_Prompt_
Copy everything in the data below exactly except the pictures.

_Given material_
========================================================================
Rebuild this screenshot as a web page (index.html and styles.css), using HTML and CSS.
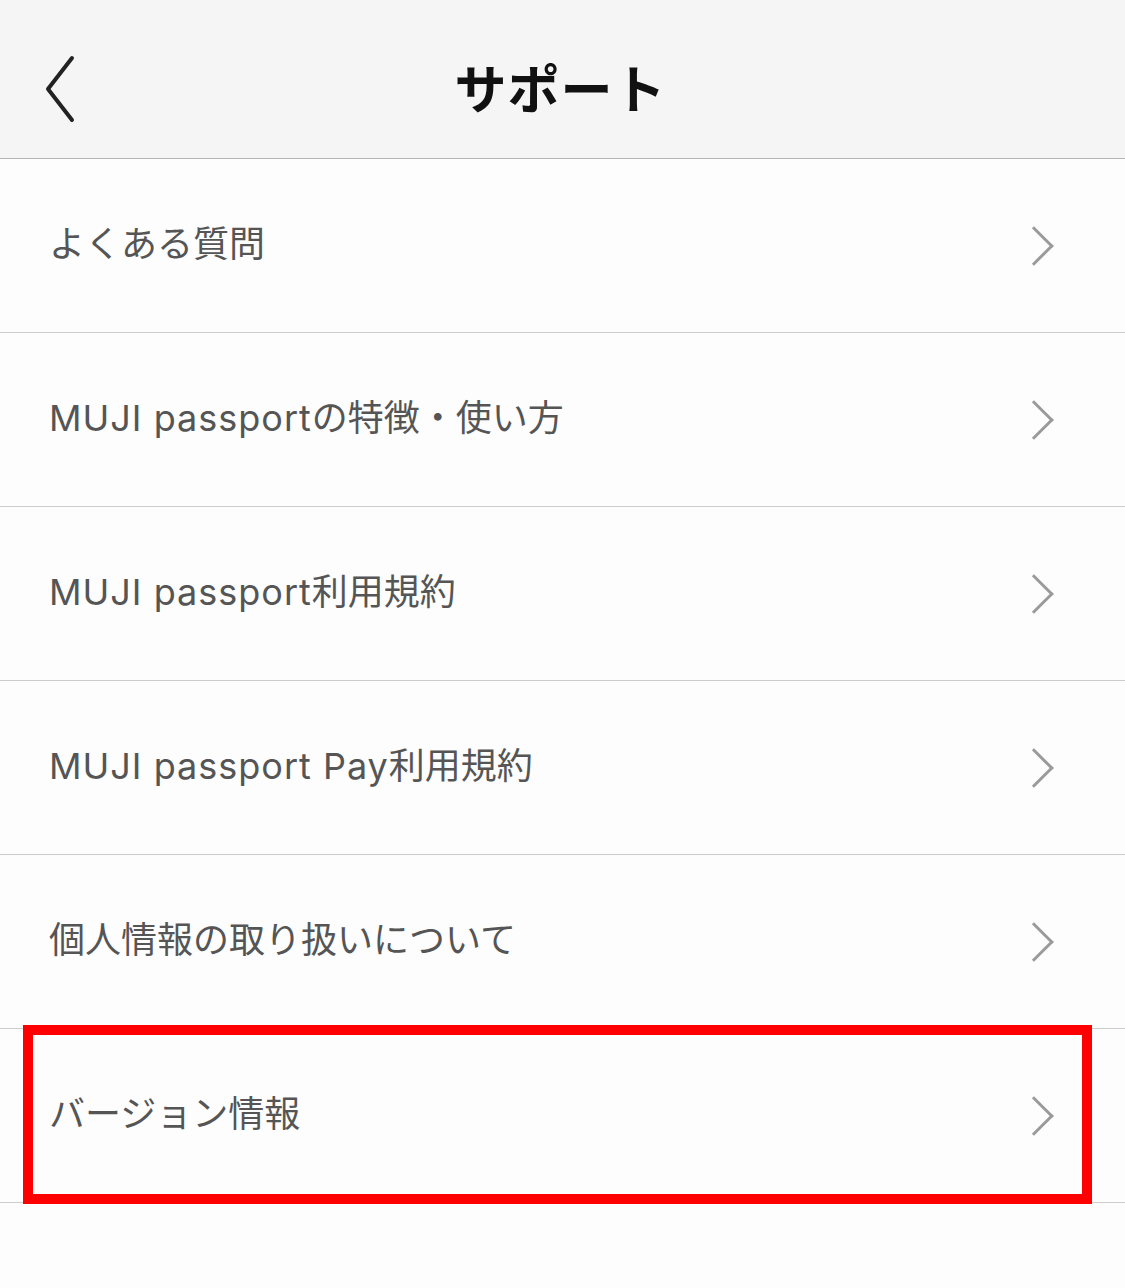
FILE: index.html
```html
<!DOCTYPE html>
<html lang="ja">
<head>
    <meta charset="UTF-8">
    <meta name="viewport" content="width=device-width, initial-scale=1.0">
    <title>サポート</title>
    <link rel="stylesheet" href="styles.css">
</head>
<body>
    <header class="nav-bar">
        <a class="back-btn" href="#">
            <svg width="30" height="68" viewBox="0 0 30 68">
                <path d="M26 3 L2 34 L26 65" fill="none" stroke="#222" stroke-width="4" stroke-linecap="round" stroke-linejoin="round"/>
            </svg>
        </a>
        <h1 class="nav-title">サポート</h1>
    </header>

    <ul class="menu-list">
        <li class="menu-item"><span class="menu-label">よくある質問</span><span class="chevron"></span></li>
        <li class="menu-item"><span class="menu-label"><span class="latin">MUJI passport</span>の特徴・使い方</span><span class="chevron"></span></li>
        <li class="menu-item"><span class="menu-label"><span class="latin">MUJI passport</span>利用規約</span><span class="chevron"></span></li>
        <li class="menu-item"><span class="menu-label"><span class="latin">MUJI passport Pay</span>利用規約</span><span class="chevron"></span></li>
        <li class="menu-item"><span class="menu-label">個人情報の取り扱いについて</span><span class="chevron"></span></li>
        <li class="menu-item highlighted"><span class="menu-label">バージョン情報</span><span class="chevron"></span></li>
    </ul>
</body>
</html>
```

FILE: styles.css
```css
* {
    margin: 0;
    padding: 0;
    box-sizing: border-box;
}
body {
    min-height: 100vh;
    background: #fdfdfd;
    font-family: "Inter", "Noto Sans CJK JP", sans-serif;
}
.nav-bar {
    height: 159px;
    background: #f5f5f5;
    border-bottom: 1px solid #b4b4b4;
    display: flex;
    align-items: center;
    justify-content: center;
    position: relative;
}
.back-btn {
    position: absolute;
    left: 46px;
    top: 55px;
    display: block;
}
.back-btn svg {
    display: block;
    overflow: visible;
}
.nav-title {
    font-family: "Noto Sans CJK JP", sans-serif;
    font-size: 52px;
    font-weight: 700;
    color: #111;
    letter-spacing: 1px;
    margin-top: 14px;
    margin-left: -4px;
}
.menu-list {
    list-style: none;
}
.menu-item {
    height: 174px;
    border-bottom: 1px solid #cdcdcd;
    display: flex;
    align-items: center;
    justify-content: space-between;
    padding: 0 73px 0 49px;
    position: relative;
}
.menu-label {
    font-size: 36px;
    color: #555;
    line-height: 1;
    margin-top: -4px;
}
.latin {
    letter-spacing: 1px;
}
.chevron {
    width: 28px;
    height: 28px;
    border-top: 3px solid #9a9a9a;
    border-right: 3px solid #9a9a9a;
    transform: rotate(45deg);
    margin-right: 4px;
}
/* 强调框 */
.highlighted::after {
    content: "";
    position: absolute;
    left: 23px;
    right: 33px;
    top: -4px;
    bottom: -2px;
    border: 10px solid #ff0000;
    pointer-events: none;
}
```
========================================================================
_Expected answer_
Rebuild this screenshot as a web page (index.html and styles.css), using HTML and CSS.
FILE: index.html
```html
<!DOCTYPE html>
<html lang="ja">
<head>
    <meta charset="UTF-8">
    <meta name="viewport" content="width=device-width, initial-scale=1.0">
    <title>サポート</title>
    <link rel="stylesheet" href="styles.css">
</head>
<body>
    <header class="nav-bar">
        <a class="back-btn" href="#">
            <svg width="30" height="68" viewBox="0 0 30 68">
                <path d="M26 3 L2 34 L26 65" fill="none" stroke="#222" stroke-width="4" stroke-linecap="round" stroke-linejoin="round"/>
            </svg>
        </a>
        <h1 class="nav-title">サポート</h1>
    </header>

    <ul class="menu-list">
        <li class="menu-item"><span class="menu-label">よくある質問</span><span class="chevron"></span></li>
        <li class="menu-item"><span class="menu-label"><span class="latin">MUJI passport</span>の特徴・使い方</span><span class="chevron"></span></li>
        <li class="menu-item"><span class="menu-label"><span class="latin">MUJI passport</span>利用規約</span><span class="chevron"></span></li>
        <li class="menu-item"><span class="menu-label"><span class="latin">MUJI passport Pay</span>利用規約</span><span class="chevron"></span></li>
        <li class="menu-item"><span class="menu-label">個人情報の取り扱いについて</span><span class="chevron"></span></li>
        <li class="menu-item highlighted"><span class="menu-label">バージョン情報</span><span class="chevron"></span></li>
    </ul>
</body>
</html>
```

FILE: styles.css
```css
* {
    margin: 0;
    padding: 0;
    box-sizing: border-box;
}
body {
    min-height: 100vh;
    background: #fdfdfd;
    font-family: "Inter", "Noto Sans CJK JP", sans-serif;
}
.nav-bar {
    height: 159px;
    background: #f5f5f5;
    border-bottom: 1px solid #b4b4b4;
    display: flex;
    align-items: center;
    justify-content: center;
    position: relative;
}
.back-btn {
    position: absolute;
    left: 46px;
    top: 55px;
    display: block;
}
.back-btn svg {
    display: block;
    overflow: visible;
}
.nav-title {
    font-family: "Noto Sans CJK JP", sans-serif;
    font-size: 52px;
    font-weight: 700;
    color: #111;
    letter-spacing: 1px;
    margin-top: 14px;
    margin-left: -4px;
}
.menu-list {
    list-style: none;
}
.menu-item {
    height: 174px;
    border-bottom: 1px solid #cdcdcd;
    display: flex;
    align-items: center;
    justify-content: space-between;
    padding: 0 73px 0 49px;
    position: relative;
}
.menu-label {
    font-size: 36px;
    color: #555;
    line-height: 1;
    margin-top: -4px;
}
.latin {
    letter-spacing: 1px;
}
.chevron {
    width: 28px;
    height: 28px;
    border-top: 3px solid #9a9a9a;
    border-right: 3px solid #9a9a9a;
    transform: rotate(45deg);
    margin-right: 4px;
}
/* 强调框 */
.highlighted::after {
    content: "";
    position: absolute;
    left: 23px;
    right: 33px;
    top: -4px;
    bottom: -2px;
    border: 10px solid #ff0000;
    pointer-events: none;
}
```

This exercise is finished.